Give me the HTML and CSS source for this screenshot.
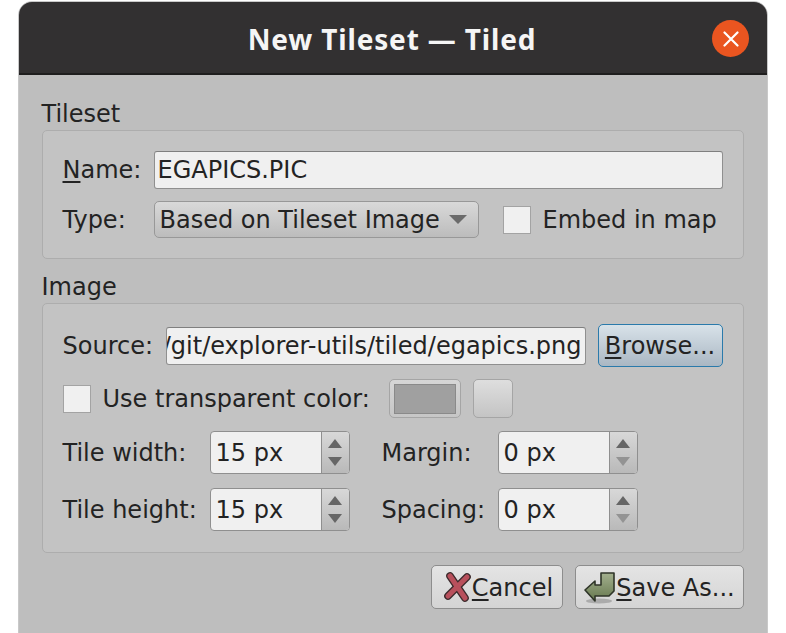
FILE: index.html
```html
<!DOCTYPE html>
<html lang="en">
<head>
<meta charset="utf-8">
<title>New Tileset — Tiled</title>
<link rel="stylesheet" href="styles.css">
</head>
<body>
<div class="window">
  <header class="titlebar">
    <h1 class="title">New Tileset — Tiled</h1>
    <button class="close" aria-label="Close">
      <svg width="16" height="16" viewBox="0 0 16 16"><path d="M1.5 1.5 14.5 14.5M14.5 1.5 1.5 14.5" stroke="#fff" stroke-width="2.2" stroke-linecap="round"/></svg>
    </button>
  </header>
  <main class="content">
    <div class="group-label first">Tileset</div>
    <section class="frame frame-tileset">
      <div class="row row-name">
        <label class="lbl lbl-top"><u>N</u>ame:</label>
        <div class="input input-name">EGAPICS.PIC</div>
      </div>
      <div class="row row-type">
        <label class="lbl lbl-top">Type:</label>
        <div class="combo">Based on Tileset Image<span class="combo-arrow"></span></div>
        <span class="check check-embed"></span>
        <span class="check-text">Embed in map</span>
      </div>
    </section>
    <div class="group-label second">Image</div>
    <section class="frame frame-image">
      <div class="row row-source">
        <label class="lbl lbl-source">Source:</label>
        <div class="input input-source"><span class="source-text">/git/explorer-utils/tiled/egapics.png</span></div>
        <button class="btn btn-browse"><u>B</u>rowse...</button>
      </div>
      <div class="row row-color">
        <span class="check"></span>
        <span class="check-text color-text">Use transparent color:</span>
        <div class="color-btn"><span class="swatch"></span></div>
        <div class="small-btn"></div>
      </div>
      <div class="row row-spin">
        <label class="lbl lbl-spin">Tile width:</label>
        <div class="spin"><span class="spin-value">15 px</span><span class="spin-arrows"><i class="up"></i><i class="down"></i></span></div>
        <label class="lbl lbl-spin2">Margin:</label>
        <div class="spin"><span class="spin-value">0 px</span><span class="spin-arrows"><i class="up"></i><i class="down off"></i></span></div>
      </div>
      <div class="row row-spin row-spin-last">
        <label class="lbl lbl-spin">Tile height:</label>
        <div class="spin"><span class="spin-value">15 px</span><span class="spin-arrows"><i class="up"></i><i class="down"></i></span></div>
        <label class="lbl lbl-spin2">Spacing:</label>
        <div class="spin"><span class="spin-value">0 px</span><span class="spin-arrows"><i class="up"></i><i class="down off"></i></span></div>
      </div>
    </section>
    <footer class="actions">
      <button class="btn btn-cancel">
        <svg class="icon" width="28" height="30" viewBox="0 0 28 30">
          <path d="M6 4 21 26M23 5 4 24" stroke="#3c2a2c" stroke-width="7.6" stroke-linecap="round" fill="none"/>
          <path d="M6 4 21 26M23 5 4 24" stroke="#b8505c" stroke-width="5" stroke-linecap="round" fill="none"/>
        </svg><span class="btn-text"><u>C</u>ancel</span>
      </button>
      <button class="btn btn-save">
        <svg class="icon" width="32" height="34" viewBox="0 0 32 34">
          <defs><linearGradient id="g" x1="0" y1="0" x2="0" y2="1"><stop offset="0" stop-color="#a3b08e"/><stop offset="1" stop-color="#66784e"/></linearGradient></defs>
          <ellipse cx="15" cy="31" rx="13" ry="2.5" fill="#8d8d8d" opacity=".6"/>
          <path d="M1 20 11 11V15H17V3H30V21L25 26H11V31Z" fill="url(#g)" stroke="#2f3529" stroke-width="1.6" stroke-linejoin="round"/>
        </svg><span class="btn-text"><u>S</u>ave As...</span>
      </button>
    </footer>
  </main>
</div>
</body>
</html>
```

FILE: styles.css
```css
* { box-sizing: border-box; }
html, body { margin: 0; height: 100%; overflow: hidden; background: #fff; }
body {
  font-family: "DejaVu Sans", sans-serif;
  font-size: 24px;
  color: #232323;
  line-height: 28px;
}
u { text-underline-offset: 3px; text-decoration-thickness: 2px; }
.window {
  margin: 1px 0 0 18px;
  width: 750px;
  height: 640px;
  border: 1.5px solid #c9c9c9;
  border-radius: 14px 14px 0 0;
  overflow: hidden;
  background: #bebebe;
}
.titlebar {
  height: 73px;
  background: #323031;
  border-bottom: 2px solid #1f1e1e;
  display: flex;
  align-items: center;
  justify-content: center;
  position: relative;
}
.title {
  margin: 3px 2px 0 0;
  font-family: "Noto Sans", sans-serif;
  font-weight: 700;
  font-size: 28px;
  letter-spacing: 0.85px;
  color: #f5f5f5;
}
.close {
  position: absolute;
  right: 18px;
  top: 18px;
  width: 37px;
  height: 37px;
  padding: 0;
  border: 0;
  border-radius: 50%;
  background: #ea5520;
  display: flex;
  align-items: center;
  justify-content: center;
}
.content { padding: 0 23px 0 22.5px; }
.group-label { height: 30px; }
.group-label.first { margin-top: 25px; }
.group-label.second { margin-top: 14px; }
.frame {
  margin-top: 0;
  background: #c3c3c3;
  border: 1px solid #adadad;
  border-radius: 5px;
  padding: 20px 20px 0;
}
.frame-tileset { height: 129px; }
.frame-image { height: 250px; padding-top: 20px; }
.row { display: flex; align-items: center; }
.row-type { margin-top: 12px; }
.row-color { margin-top: 12px; }
.row-spin { margin-top: 13px; }
.row-spin-last { margin-top: 14px; }
.lbl-top { width: 91px; }
.lbl-source { width: 103px; }
.lbl-spin { width: 147px; }
.lbl-spin2 { width: 116px; margin-left: 32px; }
.input {
  height: 38px;
  background: #f0f0f0;
  border: 1px solid #8f8f8f;
  border-top-color: #7f7f7f;
  border-radius: 3px;
  display: flex;
  align-items: center;
}
.input-name { width: 569px; padding-left: 3px; }
.input-source {
  width: 420px;
  overflow: hidden;
  justify-content: flex-end;
  padding-right: 3px;
  white-space: nowrap;
}
.combo {
  width: 325px;
  height: 37px;
  border: 1px solid #989898;
  border-radius: 5px;
  background: linear-gradient(#d9d9d9, #bcbcbc);
  display: flex;
  align-items: center;
  padding-left: 5px;
  white-space: nowrap;
}
.combo-arrow {
  width: 0;
  height: 0;
  margin-left: 9px;
  border-left: 9px solid transparent;
  border-right: 9px solid transparent;
  border-top: 9px solid #6b6b6b;
}
.check {
  width: 28px;
  height: 28px;
  flex: none;
  background: #f0f0f0;
  border: 1px solid #a3a3a3;
}
.check-embed { margin-left: 24px; }
.check-text { margin-left: 12px; white-space: nowrap; }
.btn {
  font: inherit;
  color: inherit;
  border: 1px solid #8d8d8d;
  border-radius: 5px;
  background: linear-gradient(#e6e6e6, #d2d2d2);
  padding: 0;
  display: flex;
  align-items: center;
  justify-content: center;
  white-space: nowrap;
}
.btn-browse {
  width: 125px;
  height: 43px;
  margin-left: 12px;
  border-color: #2a7aab;
  background: linear-gradient(#d8e2e9, #aab7c3);
}
.row-source { height: 43px; }
.color-text { margin-right: 19px; }
.color-btn {
  width: 72px;
  height: 39px;
  border: 1px solid #a5a5a5;
  border-radius: 5px;
  background: linear-gradient(#d6d6d6, #c6c6c6);
  display: flex;
  align-items: center;
  justify-content: center;
}
.swatch { width: 62px; height: 30px; background: #a0a0a0; border: 1px solid #8a8a8a; }
.small-btn {
  width: 40px;
  height: 39px;
  margin-left: 12px;
  border: 1px solid #a5a5a5;
  border-radius: 5px;
  background: linear-gradient(#dedede, #c4c4c4);
}
.spin {
  width: 140px;
  height: 43px;
  border: 1px solid #8f8f8f;
  border-radius: 4px;
  background: #f0f0f0;
  display: flex;
  overflow: hidden;
}
.spin-value { flex: 1; padding-left: 5px; display: flex; align-items: center; }
.spin-arrows {
  width: 28px;
  border-left: 1px solid #8f8f8f;
  background: linear-gradient(#d8d8d8, #b9b9b9);
  display: flex;
  flex-direction: column;
  align-items: center;
  justify-content: center;
  gap: 9px;
}
.spin-arrows i { width: 0; height: 0; border-left: 7.5px solid transparent; border-right: 7.5px solid transparent; }
.spin-arrows .up { border-bottom: 9px solid #666; }
.spin-arrows .down { border-top: 9px solid #666; }
.spin-arrows .down.off { border-top-color: #939393; }
.actions { display: flex; justify-content: flex-end; gap: 12px; margin-top: 12px; }
.btn-cancel, .btn-save { height: 44px; background: linear-gradient(#e4e4e4, #d4d4d4); gap: 0; }
.btn-cancel { width: 132px; padding-left: 3px; }
.btn-save { width: 169px; }
.btn-text { padding-top: 2px; }
.icon { flex: none; }
```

EXERCISE INSTRUCTIONS: Copy out every line holding the string "source".

EXERCISE SOLUTION:
Give me the HTML and CSS source for this screenshot.
      <div class="row row-source">
        <label class="lbl lbl-source">Source:</label>
        <div class="input input-source"><span class="source-text">/git/explorer-utils/tiled/egapics.png</span></div>
.lbl-source { width: 103px; }
.input-source {
.row-source { height: 43px; }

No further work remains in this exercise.